We’ve got some current Jaguars here thats great! Oh wow Blane Gabbert good to see you, your looking well. Word to the wise ladies- Blaine’s known around town as a so-so lover,, he’ll blame his up-and-down performance on his Protection, but at least you know you wont Catch anything.

Well Im glad Maurice Loans Drew could make it out here didnt expect you. MJ-me is going to come up onstage and tell 2 mediocore jokes and then demand more money before getting back up to the mike and reading out of a jokebook. Maurice youve held out longer then Tebow. Drews having a terrible year but I’m sure he’ll bounce back right before free agency, Maurice its bad when your YPC is less then your height especially when your short enough to have to wear prescription shoes. Seriously folks its a goodthing MJDs use to the “franchise tag” because hes going to be wearing a McDonalds pin with his name on it after this season. 

I have to admint that in reality most Jags fans are smart and sick of losing, but theres a bunch of Tebow-truthers who buy billboards, newspaper ads, airplane banners, travling minstrel show sponsorships, detox center naming rights and basically anything else thats in Jacksonville thats more likely to get hit by a Tebow pass than a wide reciever. The fact is if you put Tebow in that Jags offense youd have entire sections of EverBank stadium treating the 3rd story railings like a Buffalo Bills fan on accutane folks.

Speaking of suicidal Jags fans, Fred Durst is here (c’mon!). Heres some advice for you on how to get this franchise turned around: I know might want to Break Stuff, but until they can Rearrange the standings in the AFC south there going to be Stuck N2 Gether Now with your browns, raiders, and cardinals as the worst franchises. This teams a far cry from their pinnacle in 9 Teen 90 Nine but nothing would show less Faith in khans ability to run the team My Way more than bringing in a Counterfeit qb who has No Sex.
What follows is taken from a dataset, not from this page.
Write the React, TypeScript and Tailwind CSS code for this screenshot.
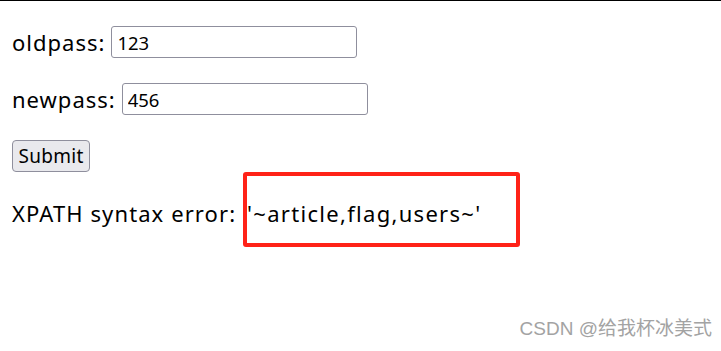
export default function App() {
  return (
    <div className="relative h-[351px] w-[721px] overflow-hidden border-t border-black bg-white text-black font-['Noto_Sans','Open_Sans',sans-serif]">
      <div className="flex flex-col gap-[25px] px-3 pt-[25px]">
        {/* old password */}
        <div className="flex h-8 items-center gap-[6px] text-[22px] tracking-[1px]">
          <span>oldpass:</span>
          <input
            defaultValue="123"
            className="h-8 w-[246px] rounded-[3px] border border-[#8f8f9d] px-[5px] text-[18.5px] tracking-normal outline-none"
          />
        </div>

        {/* new password */}
        <div className="flex h-8 items-center gap-[6px] text-[22px] tracking-[1px]">
          <span>newpass:</span>
          <input
            defaultValue="456"
            className="h-8 w-[246px] rounded-[3px] border border-[#8f8f9d] px-[5px] text-[18.5px] tracking-normal outline-none"
          />
        </div>

        <div className="flex h-8">
          <button className="h-8 w-[78px] rounded-[4px] border border-[#8f8f9d] bg-[#e9e9ed] text-[19px] tracking-[0.3px]">
            Submit
          </button>
        </div>

        <div className="-mt-[25px] flex items-baseline text-[22px] tracking-[1.1px]">
          <span className="whitespace-pre">XPATH syntax error: </span>
          <span className="flex h-[75px] w-[277px] shrink-0 items-center rounded-[3px] border-4 border-[#ff2218] pt-[7px] tracking-[1.3px]">
            '~article,flag,users~'
          </span>
        </div>
      </div>

      <div className="absolute bottom-[8px] right-[9px] text-[19px] text-[#a3a3a3] font-['Liberation_Sans','Noto_Sans_CJK_SC',sans-serif]">
        CSDN @给我杯冰美式
      </div>
    </div>
  );
}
The Jags have a passionate fanbase that doesnt get nearly as much respect as they deserve, but not getting enough credit’s a pretty standard complaint for anyone in Duval County folks. Seriously though the Jags fans I know love their team more than they love their own family and you can see that clearly in there child support payment history. Maybe if Khan wanted more Jags fans to attend games he’d be proactive and move the team to the rap/metal bin at Hot Topic.

Thank you and Godbless you all. I hope rest of the media can try to step up there comedey/creativity game in the near future. Lord knows living in Jacksonville you’ve been through enough.